EXERCISE OBJECTIVE – Return all the data below as it stands, minus the pictures.

Code that builds pages:
## START

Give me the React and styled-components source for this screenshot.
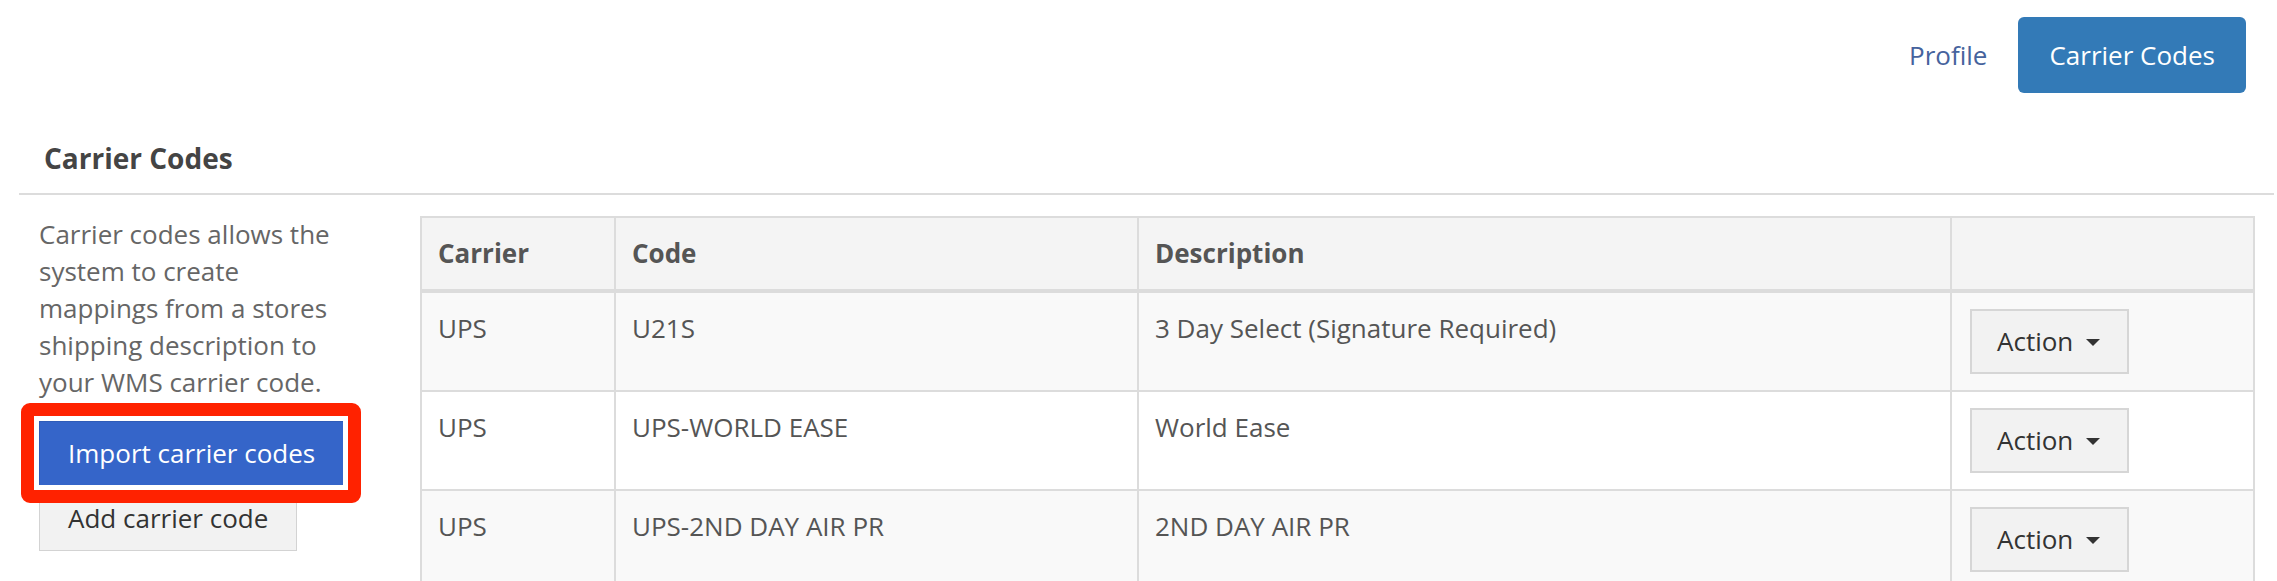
import React from 'react'
import styled, { createGlobalStyle } from 'styled-components'

const GlobalStyle = createGlobalStyle`
  html, body {
    margin: 0;
    padding: 0;
    background: #fff;
  }
  body {
    font-family: "Open Sans", "Liberation Sans", sans-serif;
    font-size: 26px;
    line-height: 37px;
    color: #555;
  }
`

const Page = styled.div`
  width: 2277px;
  box-sizing: border-box;
  padding: 0 3px 0 19px;
`

const TopNav = styled.nav`
  display: flex;
  justify-content: flex-end;
  align-items: center;
  padding: 17px 28px 0 0;
`

const NavItem = styled.a`
  display: flex;
  align-items: center;
  height: 76px;
  padding: 0 31px;
  border-radius: 6px;
  font-size: 26px;
  text-decoration: none;
  color: ${p => (p.active ? '#fff' : '#46639d')};
  background: ${p => (p.active ? '#337ab7' : 'transparent')};
`

const Title = styled.h3`
  margin: 45px 0 15px;
  padding-left: 25px;
  font-size: 28px;
  line-height: 40px;
  font-weight: 700;
  color: #444;
`

const Rule = styled.hr`
  margin: 0;
  border: 0;
  border-top: 2px solid #dcdcdc;
`

const Body = styled.div`
  display: flex;
  align-items: flex-start;
  padding: 21px 19px 0 20px;
`

const Side = styled.aside`
  flex: 0 0 310px;
  margin-right: 71px;
`

const Blurb = styled.p`
  margin: 0 0 20px;
  color: #666;
`

const ButtonStack = styled.div`
  display: flex;
  flex-direction: column;
  align-items: flex-start;
`

const Highlight = styled.div`
  position: relative;
  display: inline-flex;

  &::after {
    content: '';
    position: absolute;
    top: -18px;
    left: -18px;
    right: -17px;
    bottom: -17px;
    border: 13px solid #ff2200;
    border-radius: 9px;
    box-shadow: inset 0 0 0 5px #fff;
    pointer-events: none;
  }
`

const Button = styled.button`
  font-family: inherit;
  font-size: 26px;
  line-height: 37px;
  padding: 13px 28px;
  white-space: nowrap;
  border: 1px solid ${p => (p.primary ? '#2f5cb8' : '#d3d3d3')};
  border-radius: 0;
  color: ${p => (p.primary ? '#fff' : '#333')};
  background: ${p => (p.primary ? '#3565c9' : '#f2f2f2')};
  cursor: pointer;
`

const Table = styled.table`
  width: 1835px;
  flex: 0 0 1835px;
  table-layout: fixed;
  border-collapse: collapse;
  border: 2px solid #dcdcdc;
`

const Col = styled.col`
  width: ${p => (p.w ? `${p.w}px` : 'auto')};
`

const Th = styled.th`
  padding: 17px 16px;
  text-align: left;
  font-weight: 700;
  color: #555;
  background: #f4f4f4;
  border: 2px solid #dcdcdc;
  border-bottom-width: 4px;
`

const Row = styled.tr`
  background: ${p => (p.striped ? '#f9f9f9' : '#fff')};
`

const Td = styled.td`
  padding: 16px 16px 16px;
  vertical-align: top;
  color: #555;
  border: 2px solid #dcdcdc;
`

const TextTd = styled(Td)`
  padding-top: 17px;
`

const ActionButton = styled.button`
  display: inline-flex;
  align-items: center;
  gap: 13px;
  margin-left: 2px;
  padding: 12px 27px 12px 25px;
  font-family: inherit;
  font-size: 26px;
  line-height: 37px;
  color: #333;
  background: #f2f2f2;
  border: 2px solid #d6d6d6;
  border-radius: 0;
`

const Caret = styled.span`
  width: 0;
  height: 0;
  border-left: 7px solid transparent;
  border-right: 7px solid transparent;
  border-top: 7px solid #333;
  margin-top: 2px;
`

const rows = [
  { carrier: 'UPS', code: 'U21S', description: '3 Day Select (Signature Required)' },
  { carrier: 'UPS', code: 'UPS-WORLD EASE', description: 'World Ease' },
  { carrier: 'UPS', code: 'UPS-2ND DAY AIR PR', description: '2ND DAY AIR PR' }
]

export default function App () {
  return (
    <Page>
      <GlobalStyle />
      <TopNav>
        <NavItem href="#">Profile</NavItem>
        <NavItem href="#" active>Carrier Codes</NavItem>
      </TopNav>
      <Title>Carrier Codes</Title>
      <Rule />
      <Body>
        <Side>
          <Blurb>
            Carrier codes allows the system to create mappings from a stores
            shipping description to your WMS carrier code.
          </Blurb>
          <ButtonStack>
            <Highlight>
              <Button primary>Import carrier codes</Button>
            </Highlight>
            <Button>Add carrier code</Button>
          </ButtonStack>
        </Side>
        <Table>
          <colgroup>
            <Col w={194} />
            <Col w={523} />
            <Col w={813} />
            <Col />
          </colgroup>
          <thead>
            <tr>
              <Th>Carrier</Th>
              <Th>Code</Th>
              <Th>Description</Th>
              <Th />
            </tr>
          </thead>
          <tbody>
            {rows.map((r, i) => (
              <Row key={r.code} striped={i % 2 === 0}>
                <TextTd>{r.carrier}</TextTd>
                <TextTd>{r.code}</TextTd>
                <TextTd>{r.description}</TextTd>
                <Td>
                  <ActionButton>
                    Action <Caret />
                  </ActionButton>
                </Td>
              </Row>
            ))}
          </tbody>
        </Table>
      </Body>
    </Page>
  )
}
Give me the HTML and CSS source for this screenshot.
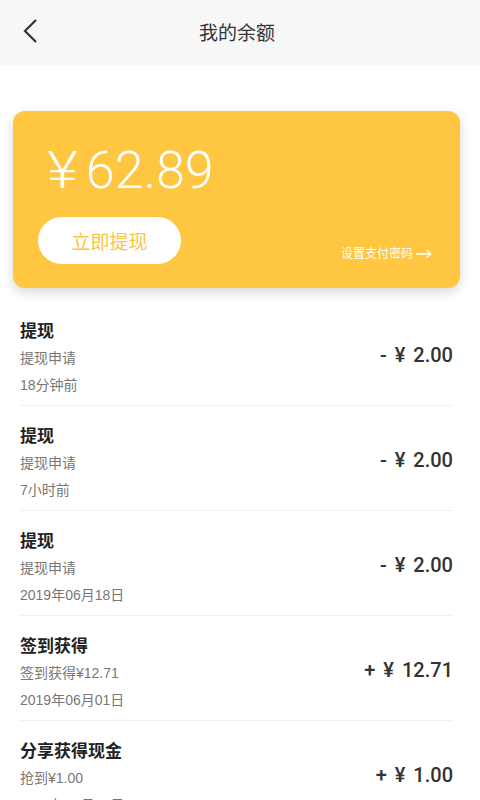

## END

RESPONSE –
Give me the React and styled-components source for this screenshot.
import React from 'react'
import styled, { createGlobalStyle } from 'styled-components'

const GlobalStyle = createGlobalStyle`
  html, body {
    margin: 0;
    padding: 0;
    background: #fff;
  }
  body {
    font-family: "Open Sans", "Liberation Sans", sans-serif;
    font-size: 26px;
    line-height: 37px;
    color: #555;
  }
`

const Page = styled.div`
  width: 2277px;
  box-sizing: border-box;
  padding: 0 3px 0 19px;
`

const TopNav = styled.nav`
  display: flex;
  justify-content: flex-end;
  align-items: center;
  padding: 17px 28px 0 0;
`

const NavItem = styled.a`
  display: flex;
  align-items: center;
  height: 76px;
  padding: 0 31px;
  border-radius: 6px;
  font-size: 26px;
  text-decoration: none;
  color: ${p => (p.active ? '#fff' : '#46639d')};
  background: ${p => (p.active ? '#337ab7' : 'transparent')};
`

const Title = styled.h3`
  margin: 45px 0 15px;
  padding-left: 25px;
  font-size: 28px;
  line-height: 40px;
  font-weight: 700;
  color: #444;
`

const Rule = styled.hr`
  margin: 0;
  border: 0;
  border-top: 2px solid #dcdcdc;
`

const Body = styled.div`
  display: flex;
  align-items: flex-start;
  padding: 21px 19px 0 20px;
`

const Side = styled.aside`
  flex: 0 0 310px;
  margin-right: 71px;
`

const Blurb = styled.p`
  margin: 0 0 20px;
  color: #666;
`

const ButtonStack = styled.div`
  display: flex;
  flex-direction: column;
  align-items: flex-start;
`

const Highlight = styled.div`
  position: relative;
  display: inline-flex;

  &::after {
    content: '';
    position: absolute;
    top: -18px;
    left: -18px;
    right: -17px;
    bottom: -17px;
    border: 13px solid #ff2200;
    border-radius: 9px;
    box-shadow: inset 0 0 0 5px #fff;
    pointer-events: none;
  }
`

const Button = styled.button`
  font-family: inherit;
  font-size: 26px;
  line-height: 37px;
  padding: 13px 28px;
  white-space: nowrap;
  border: 1px solid ${p => (p.primary ? '#2f5cb8' : '#d3d3d3')};
  border-radius: 0;
  color: ${p => (p.primary ? '#fff' : '#333')};
  background: ${p => (p.primary ? '#3565c9' : '#f2f2f2')};
  cursor: pointer;
`

const Table = styled.table`
  width: 1835px;
  flex: 0 0 1835px;
  table-layout: fixed;
  border-collapse: collapse;
  border: 2px solid #dcdcdc;
`

const Col = styled.col`
  width: ${p => (p.w ? `${p.w}px` : 'auto')};
`

const Th = styled.th`
  padding: 17px 16px;
  text-align: left;
  font-weight: 700;
  color: #555;
  background: #f4f4f4;
  border: 2px solid #dcdcdc;
  border-bottom-width: 4px;
`

const Row = styled.tr`
  background: ${p => (p.striped ? '#f9f9f9' : '#fff')};
`

const Td = styled.td`
  padding: 16px 16px 16px;
  vertical-align: top;
  color: #555;
  border: 2px solid #dcdcdc;
`

const TextTd = styled(Td)`
  padding-top: 17px;
`

const ActionButton = styled.button`
  display: inline-flex;
  align-items: center;
  gap: 13px;
  margin-left: 2px;
  padding: 12px 27px 12px 25px;
  font-family: inherit;
  font-size: 26px;
  line-height: 37px;
  color: #333;
  background: #f2f2f2;
  border: 2px solid #d6d6d6;
  border-radius: 0;
`

const Caret = styled.span`
  width: 0;
  height: 0;
  border-left: 7px solid transparent;
  border-right: 7px solid transparent;
  border-top: 7px solid #333;
  margin-top: 2px;
`

const rows = [
  { carrier: 'UPS', code: 'U21S', description: '3 Day Select (Signature Required)' },
  { carrier: 'UPS', code: 'UPS-WORLD EASE', description: 'World Ease' },
  { carrier: 'UPS', code: 'UPS-2ND DAY AIR PR', description: '2ND DAY AIR PR' }
]

export default function App () {
  return (
    <Page>
      <GlobalStyle />
      <TopNav>
        <NavItem href="#">Profile</NavItem>
        <NavItem href="#" active>Carrier Codes</NavItem>
      </TopNav>
      <Title>Carrier Codes</Title>
      <Rule />
      <Body>
        <Side>
          <Blurb>
            Carrier codes allows the system to create mappings from a stores
            shipping description to your WMS carrier code.
          </Blurb>
          <ButtonStack>
            <Highlight>
              <Button primary>Import carrier codes</Button>
            </Highlight>
            <Button>Add carrier code</Button>
          </ButtonStack>
        </Side>
        <Table>
          <colgroup>
            <Col w={194} />
            <Col w={523} />
            <Col w={813} />
            <Col />
          </colgroup>
          <thead>
            <tr>
              <Th>Carrier</Th>
              <Th>Code</Th>
              <Th>Description</Th>
              <Th />
            </tr>
          </thead>
          <tbody>
            {rows.map((r, i) => (
              <Row key={r.code} striped={i % 2 === 0}>
                <TextTd>{r.carrier}</TextTd>
                <TextTd>{r.code}</TextTd>
                <TextTd>{r.description}</TextTd>
                <Td>
                  <ActionButton>
                    Action <Caret />
                  </ActionButton>
                </Td>
              </Row>
            ))}
          </tbody>
        </Table>
      </Body>
    </Page>
  )
}
Give me the HTML and CSS source for this screenshot.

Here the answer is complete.